Indeed abstracts are not at all like abstract classes in Java. Abstract types in Haxe are powerful and interesting. Their main characteristic is that they are types that exist only at compile-time. At runtime they are entirely replaced by the wrapped type. Methods are transformed into static functions. In the case you described all of your instances will be replaced by anonymous objects with the two fields real and imag. Is that a good use case? Probably yes since a Complex type is not meant to be extended and you probably want to define some operator overloading (as you did for the addition).

To keep it even more light-weight you could use an Array<Float> as the wrapped type where the first element is the real part and the second the imaginary one.
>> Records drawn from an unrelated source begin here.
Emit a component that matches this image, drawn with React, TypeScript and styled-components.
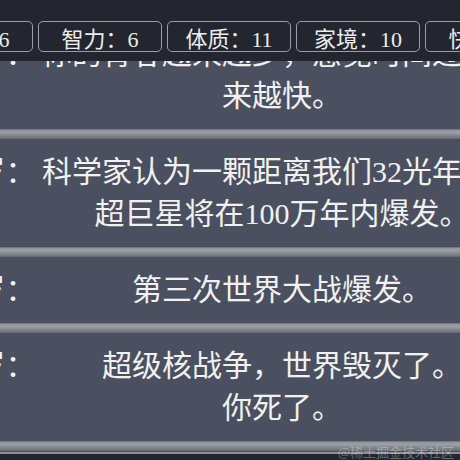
import React from 'react';
import styled, {createGlobalStyle} from 'styled-components';

// Notes: life trajectory view, scrolled so the first event sits under the header.

const GlobalStyle = createGlobalStyle`
  html, body {
    margin: 0;
    padding: 0;
    background: #23262f;
  }
  body {
    font-family: "Liberation Serif", "Noto Sans CJK SC", serif;
    color: #f1f1f1;
  }
`;

const Page = styled.div`
  position: relative;
  width: 460px;
  height: 460px;
  display: flex;
  flex-direction: column;
  overflow: hidden;
  background: #23262f;
`;

const Header = styled.div`
  flex: none;
  height: 61px;
  box-sizing: border-box;
  padding-top: 21px;
  background: #23262f;
  overflow: hidden;
  position: relative;
  z-index: 1;
`;

const StatRow = styled.div`
  display: flex;
  gap: 5px;
  margin-left: -91px;
`;

const Stat = styled.div`
  flex: none;
  width: 124px;
  height: 31px;
  box-sizing: border-box;
  border: 1px solid #9b9ea4;
  border-radius: 5px;
  display: flex;
  align-items: center;
  justify-content: center;
  font-size: 22px;
  color: #ececec;
  white-space: nowrap;
`;

const Viewport = styled.div`
  flex: 1;
  overflow: hidden;
  background: #4a5060;
`;

const List = styled.ul`
  list-style: none;
  margin: -40px 0 0 -62px;
  padding: 0;
  width: 600px;
`;

const Item = styled.li`
  display: flex;
  padding: 12px 0;
  font-size: 30px;
  line-height: 42px;
  background: #4a5060;
`;

const Age = styled.span`
  flex: none;
  width: 92px;
  margin-right: 10px;
  text-align: right;
  white-space: nowrap;
`;

const Text = styled.span`
  flex: none;
  width: 484px;
  text-align: center;
`;

const Line = styled.span`
  display: block;
  white-space: nowrap;
`;

const Bar = styled.li`
  height: 10px;
  background: linear-gradient(
    to bottom,
    #686c74 0%,
    #92959b 15%,
    #9c9fa4 35%,
    #878a90 60%,
    #75787e 85%,
    #63666e 100%
  );
`;

const Footer = styled.div`
  flex: none;
  height: 6px;
  border-top: 2px solid #8d9096;
  background: #23262f;
`;

const Watermark = styled.div`
  position: absolute;
  right: 6px;
  bottom: 0px;
  font-family: "Noto Sans CJK SC", sans-serif;
  font-size: 13px;
  line-height: 16px;
  color: rgba(255, 255, 255, 0.32);
  z-index: 2;
`;

const stats = ['颜值：6', '智力：6', '体质：11', '家境：10', '快乐：7'];

const events = [
  {age: '12 岁：', lines: ['你的青春越来越少，感觉时间过得越', '来越快。']},
  {age: '13 岁：', lines: ['科学家认为一颗距离我们32光年外的', '超巨星将在100万年内爆发。']},
  {age: '14 岁：', lines: ['第三次世界大战爆发。']},
  {age: '15 岁：', lines: ['超级核战争，世界毁灭了。', '你死了。']},
];

const App: React.FC = () => {
  return (
    <Page>
      <GlobalStyle />
      <Header>
        <StatRow>
          {stats.map(s => (
            <Stat key={s}>{s}</Stat>
          ))}
        </StatRow>
      </Header>
      <Viewport>
        <List>
          {events.map(e => (
            <React.Fragment key={e.age}>
              <Item>
                <Age>{e.age}</Age>
                <Text>
                  {e.lines.map(l => (
                    <Line key={l}>{l}</Line>
                  ))}
                </Text>
              </Item>
              <Bar />
            </React.Fragment>
          ))}
        </List>
      </Viewport>
      <Footer />
      <Watermark>@稀土掘金技术社区</Watermark>
    </Page>
  );
};

export default App;
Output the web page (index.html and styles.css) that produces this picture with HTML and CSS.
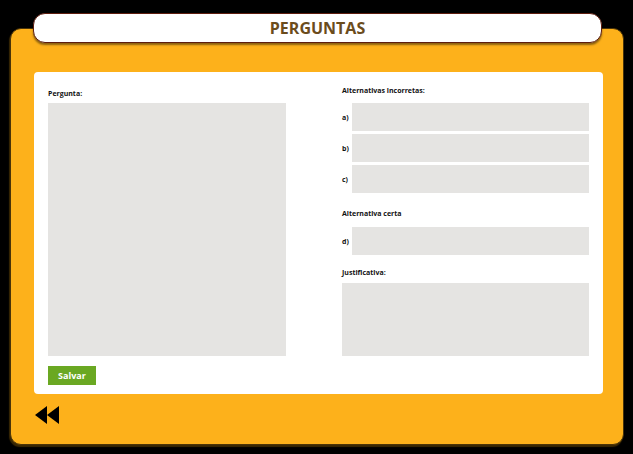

So what is good about abstract types?

  • they add semantic to types (particularly primitive types). For example you could define an abstract RGB(Int) {} to always output very efficient color encoding with the benefit of methods and properties. Or you could have an abstract Path(String) {} to conveniently deal with path concatenation, relative paths and the like.
  • you can define operator overloading. In the case above you could do something like white + black and get something meaningful out of it.
  • similarly to operator overloading, abstracts can define implicit casts from and to other types. In the case of the RGB above you could easily define a method fromString() to parse an hex string into an Int representing a color. With the implicit cast you could do: var color : RGB = "#669900";. thx.color defines a lot of abstracts for color handling.
  • they are ideal to wrap the very powerful Enums in Haxe. With an abstract you can add methods and properties to enumerations (that natively do not support any of that).
  • they are ideal to wrap optimized code. Abstract methods can be inlined and the wrapped type ensures that you are not adding any additional layer of indirection when executing your code.

What is not so good? Or better, what we should know about abstracts?

  • since they are just a compile-time artifact, you cannot use runtime checks (eg: no Std.is(value, MyAbstract)).
  • abstracts are not classes, so no inheritance.